Au-delà de l’analyse théorique des effets du financement d’une infrastructure par l’emprunt extérieur, il est un constat qui est lourd de conséquences sur les investissement actuels et futurs en Afrique subsaharienne : la région est déjà lourdement endettée. Sa dette extérieure représentait, en 2002, 210 milliards de dollars . Et selon M. Diouf , 97 % de la dette extérieure africaine est constituée de dettes consenties aux Etats ou sur garantie publique.
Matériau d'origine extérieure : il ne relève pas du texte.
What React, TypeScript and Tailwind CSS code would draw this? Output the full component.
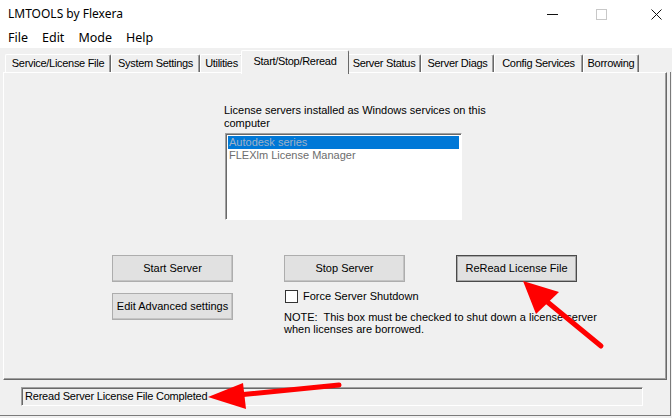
import React from "react";

const tabs = [
  { label: "Service/License File", w: "w-[106px]" },
  { label: "System Settings", w: "w-[89px]" },
  { label: "Utilities", w: "w-[43px]" },
  { label: "Start/Stop/Reread", w: "w-[108px]", sel: true },
  { label: "Server Status", w: "w-[74px]" },
  { label: "Server Diags", w: "w-[73px]" },
  { label: "Config Services", w: "w-[89px]" },
  { label: "Borrowing", w: "w-[56px]" },
];

function Btn({ children, def }: { children: React.ReactNode; def?: boolean }) {
  return (
    <div
      className={
        "w-[121px] h-[27px] flex items-center justify-center bg-[#e1e1e1] text-[11px] text-black whitespace-nowrap " +
        (def
          ? "border border-[#4a4a4a] shadow-[inset_0_0_0_1px_#a8a8a8]"
          : "border border-[#adadad] shadow-[inset_-1px_-1px_0_#c4c4c4]")
      }
    >
      {children}
    </div>
  );
}

export default function App() {
  return (
    <div className="w-[672px] h-[418px] bg-white flex flex-col relative overflow-hidden font-['Liberation_Sans',Arial,sans-serif] text-[11px] text-black">
      {/* title bar */}
      <div className="h-[28px] flex items-center justify-between pl-[8px] pr-[10px] font-['Noto_Sans',sans-serif]">
        <span className="text-[12px] leading-none">LMTOOLS by Flexera</span>
        <div className="flex items-center">
          <svg width="11" height="11" viewBox="0 0 11 11">
            <line x1="0" y1="5.5" x2="11" y2="5.5" stroke="#111" strokeWidth="1" />
          </svg>
          <svg className="ml-[38px]" width="11" height="11" viewBox="0 0 11 11">
            <rect x="0.5" y="0.5" width="10" height="10" fill="none" stroke="#c8c8c8" strokeWidth="1" />
          </svg>
          <svg className="ml-[44px]" width="11" height="11" viewBox="0 0 11 11">
            <path d="M0.5 0.5 L10.5 10.5 M10.5 0.5 L0.5 10.5" stroke="#111" strokeWidth="1" />
          </svg>
        </div>
      </div>
      {/* menu bar */}
      <div className="h-[20px] flex items-center pl-[8px] gap-[14px] font-['Noto_Sans',sans-serif] text-[12.5px] leading-none">
        <span>File</span>
        <span>Edit</span>
        <span>Mode</span>
        <span>Help</span>
      </div>
      {/* client */}
      <div className="flex-1 bg-[#f0f0f0] flex flex-col">
        <div className="h-[24px] pl-[5px] flex items-end relative z-10 tracking-[-0.3px]">
          {tabs.map((t) =>
            t.sel ? (
              <div
                key={t.label}
                className={`${t.w} h-[24px] -mb-[2px] -mx-[2px] relative z-10 bg-[#f0f0f0] border-t border-l border-white border-r border-r-[#696969] rounded-t-[2px] flex items-center justify-center pb-[3px] whitespace-nowrap`}
              >
                {t.label}
              </div>
            ) : (
              <div
                key={t.label}
                className={`${t.w} h-[18px] bg-[#f0f0f0] border-t border-l border-white border-r border-r-[#696969] shadow-[inset_-1px_0_0_#a0a0a0] rounded-t-[2px] flex items-center justify-center whitespace-nowrap`}
              >
                {t.label}
              </div>
            )
          )}
        </div>
        <div className="w-[671px] h-[344px] border-r border-b border-[#7a7a7a] pl-[3px] flex flex-col">
          {/* panel */}
          <div className="w-[664px] h-[308px] border-t border-l border-white border-r border-b border-r-[#696969] border-b-[#696969] shadow-[inset_-1px_-1px_0_#a0a0a0] flex flex-col">
            <div className="pl-[220px] pt-[31px] flex flex-col">
              <div className="leading-[13px]">
                License servers installed as Windows services on this
                <br />
                computer
              </div>
              <div className="mt-[3px] ml-[1px] w-[237px] h-[87px] bg-white border-t border-l border-[#a0a0a0] border-r border-b border-r-white border-b-white shadow-[inset_1px_1px_0_#696969] p-[2px]">
                <div className="h-[13px] bg-[#0078d7] text-[#9fb2c8] leading-[13px] pl-[1px]">Autodesk series</div>
                <div className="h-[13px] text-[#6d6d6d] leading-[13px] pl-[1px]">FLEXlm License Manager</div>
              </div>
            </div>
            <div className="mt-[35px] pl-[108px] flex">
              <div className="w-[172px] flex flex-col gap-[11px]">
                <Btn>Start Server</Btn>
                <Btn>Edit Advanced settings</Btn>
              </div>
              <div className="w-[172px] flex flex-col">
                <Btn>Stop Server</Btn>
                <div className="mt-[8px] h-[13px] flex items-center ml-[1px]">
                  <div className="w-[13px] h-[13px] border border-[#333] bg-white" />
                  <span className="ml-[5px] leading-none">Force Server Shutdown</span>
                </div>
                <div className="mt-[8px] leading-[12px] whitespace-nowrap">
                  NOTE:&nbsp; This box must be checked to shut down a license server
                  <br />
                  when licenses are borrowed.
                </div>
              </div>
              <div className="flex flex-col">
                <Btn def>ReRead License File</Btn>
              </div>
            </div>
          </div>
          {/* status */}
          <div className="ml-[18px] mt-[7px] w-[622px] h-[19px] border-t border-l border-[#a0a0a0] border-r border-b border-r-white border-b-white shadow-[inset_1px_1px_0_#696969] flex items-center pl-[3px] leading-none tracking-[-0.2px]">
            Reread Server License File Completed
          </div>
        </div>
      </div>
      {/* red annotation arrows */}
      <svg className="absolute inset-0 pointer-events-none z-20" width="672" height="418" viewBox="0 0 672 418">
        <line x1="601" y1="346" x2="545" y2="300" stroke="#ff0000" strokeWidth="5" strokeLinecap="round" />
        <polygon points="523,281 559,292 536,314" fill="#ff0000" />
        <line x1="339" y1="385" x2="238" y2="395" stroke="#ff0000" strokeWidth="5" strokeLinecap="round" />
        <polygon points="208,397 243,383 246,409" fill="#ff0000" />
      </svg>
    </div>
  );
}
Ce qui fait le poids de la dette africaine n’est pas tant son montant, qui est modeste par rapport à la dette de l’Amérique latine (728 milliards de dollars en 2002 pour l’ensemble Amérique latine et Caraïbes ), que son importance par rapport à sa population et à sa production. Selon P. Hugon , la dette de l’Afrique subsaharienne – hors Afrique du Sud – représentait, en 1998, 177 % des exportations de biens et de services et 61 % de son produit national brut ; le service de la dette représentait 15,1 % des exportations, dont la moitié sous forme d’intérêts. Une autre caractéristique de la dette africaine est sa forte croissance : entre 1970 et 1982, elle a connu une croissance annuelle de 25 % , elle a triplé entre 1980 et 1998 . Si nous passons sur les causes et les facteurs de cet endettement qui font l’objet d’une abondante littérature, il convient d’apprécier ses conséquences sur les capacités de financement public des infrastructures. Pour P. Hugon , « il tarit l’accès aux flux financiers extérieurs », prêts bancaires et investissements directs étrangers, et l’aide ne peut compenser ces derniers. De plus, il exerce des effets de contagion sur le système financier externe : le mode de règlement de la dette externe gonfle la dette publique interne, ce qui conduit à privilégier des opérations de rentabilité à court terme du système bancaire. Cette dernière conséquence n’est pas sans effets sur les opérateurs de transport urbain, comme nous l’avons vu plus haut et nous aurons l’occasion d’en rediscuter plus loin.

Notes
54.

Classement selon le revenu national par habitant en 2003 : au plus 765 USD pour les pays à faibles revenus, entre 766 et 9 385 USD pour les pays à revenus intermédiaires, au moins 9 386 USD pour les pays à revenus élevés.